Tokyopop licensed the series for an English-language release in North America and the United Kingdom, with the first volume of the series released there on April 6, 2004. On November 8, 2005, Tokyopop released a box set containing the first two volumes of the series. A total of 13 volumes have been translated and released as of December 8, 2009. However, Tokyopop announced that its North American division would close on May 31, 2011, leaving the fate of the manga's localization in question. In 2014, Viz Media picked up the digital publication rights to the manga for Kindle. During their panel at Sakura-Con 2025, Yen Press announced that they had licensed the new edition volumes of the series for English publication.

In August 2003, while the primary series was on hiatus, a second manga series, D.N.Angel TV Animation Series began serialization in Monthly Asuka. Also written by Sugisaki, the short series was based on the anime adaptation, which had diverged from the storyline of the manga series. D.N.Angel TV Animation Series finished its serialization in the October 2003 issue. It was published in two tankōbon volumes by Kadokawa Shoten.

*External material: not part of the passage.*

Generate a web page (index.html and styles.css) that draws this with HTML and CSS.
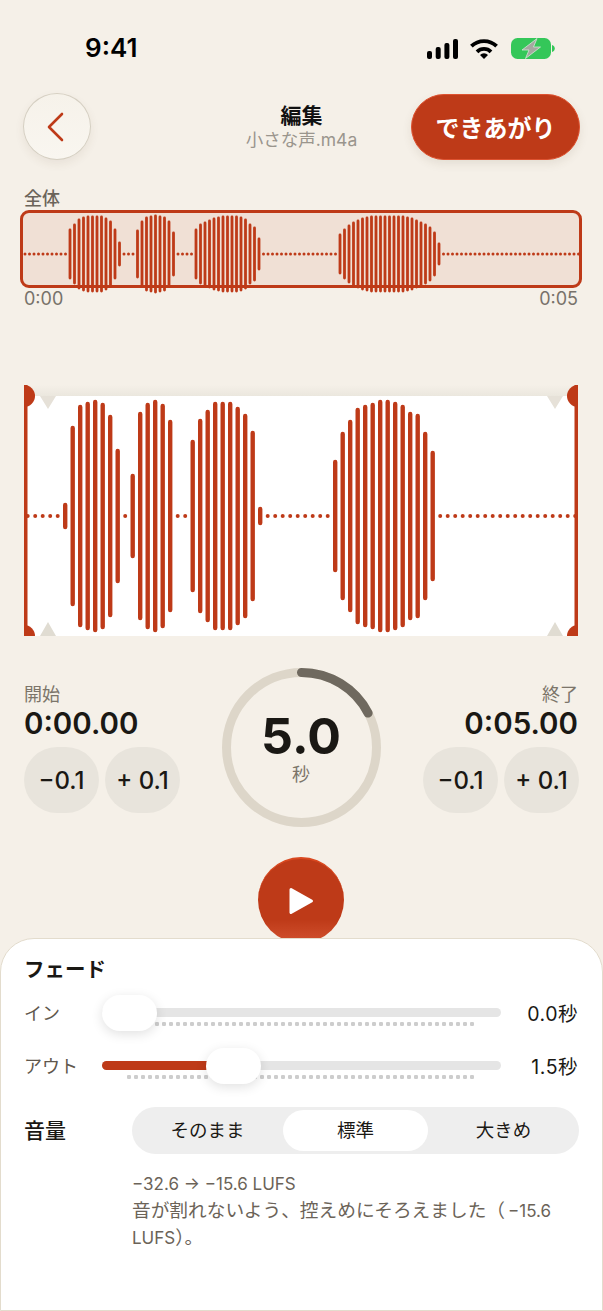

A sequel manga by Sugisaki, DDNAngels, started in Asuka on November 22, 2024.

===Anime===

D.N.Angel was adapted into a 26-episode anime series produced by TV Tokyo, Dentsu and Xebec which aired in Japan on TV Tokyo from April 3 to September 25, 2003. The series was directed by Koji Yoshikawa and Nobuyoshi Habara.

The series was originally licensed for release in North America and the United Kingdom by ADV Films. While in the UK the series is no longer licensed, in North America Discotek Media have announced the rescue-licensing of the series. The series is licensed in Australia and New Zealand by Madman Entertainment.

Five pieces of theme music are used in the anime adaptation. The song Byakuya -True Light- (白夜 〜True Light〜), by Shunichi Miyamoto, is used for the opening for twenty four episodes. Vic Mignogna, the English voice actor for Dark Mousy, covered the opening for the English dub. For the ending theme, Yasashii Gogo (やさしい午後) is used for the first twelve episodes, and Hajimari no Hi (はじまりの日) is used for episodes 13–23 and episode 25. Both songs are performed by Minawo. Episode 24 uses the song "Caged Bird", by Shunichi Miyamoto, for its ending, while the final episode of the series uses Miyamoto's song Michishirube (道標).

===Video game===
A PlayStation 2 video game, D.N.Angel: Kurenai no Tsubasa (D·N·ANGEL〜紅の翼〜, Deī.Enu.Enjeru ~Kurenai no Tsubasa~), was published by Takara. The game was released in Japan on September 25, 2003, to coincide with the conclusion of the anime adaptation. However, the game storyline is closer to the manga, and even mentions past events from the manga that would make it inconsistent with the anime.

===Drama CDs===
A trilogy of drama CDs called D.N.Angel Wink was released in 1999 between March and December. Some of the scenes follow the manga word-for-word, while others have either minor differences or do not appear in the manga at all. The first CD is called "Target: Sleeping Beauty" and was released on March 5, 1999. The second is "2nd Target: Love Sick" and was released on November 17, 1999. The third is "3rd Target: Love Pleasure" and was released on December 15, 1999. There is another CD, "A Legend of a Vampire" that uses the same voice cast as the Wink dramas, though it doesn't relate to the manga. This CD was released in 2001. The plot centers around Daisuke's alter ego, Dark, being a vampire. Krad, who wasn't in the Wink dramas, also made an appearance in this CD.

There were also two drama CDs released after the anime titled "Sweet" and "Cute". These CDs use the anime voice actors and are based on the anime with events taking place just before its ending. They also include parodies of scenes in the anime.

===Novels===
Three novels were released in Japan between March and October 2000 and were re-released in September 2001. The titles are Ningyo no Namida (人魚の涙), Yuki no Joō (雪の女王), and Garasu no Kutsuri (硝子の靴). Although there was an ad for them left in Tokyopop's translation of the fourth manga volume, they have not been licensed, so little is known about them.

===Radio program===
A series of seven broadcasts aired Japan in 2005 called Decade on Net: Radio D.N.Angel. It was hosted by Miyu Irino and Akira Ishida, who voiced Daisuke Niwa and Satoshi Hiwatari, respectively.

==Reception==
By January 2021, the manga had over 4.5 million copies in circulation, including physical and digital copies.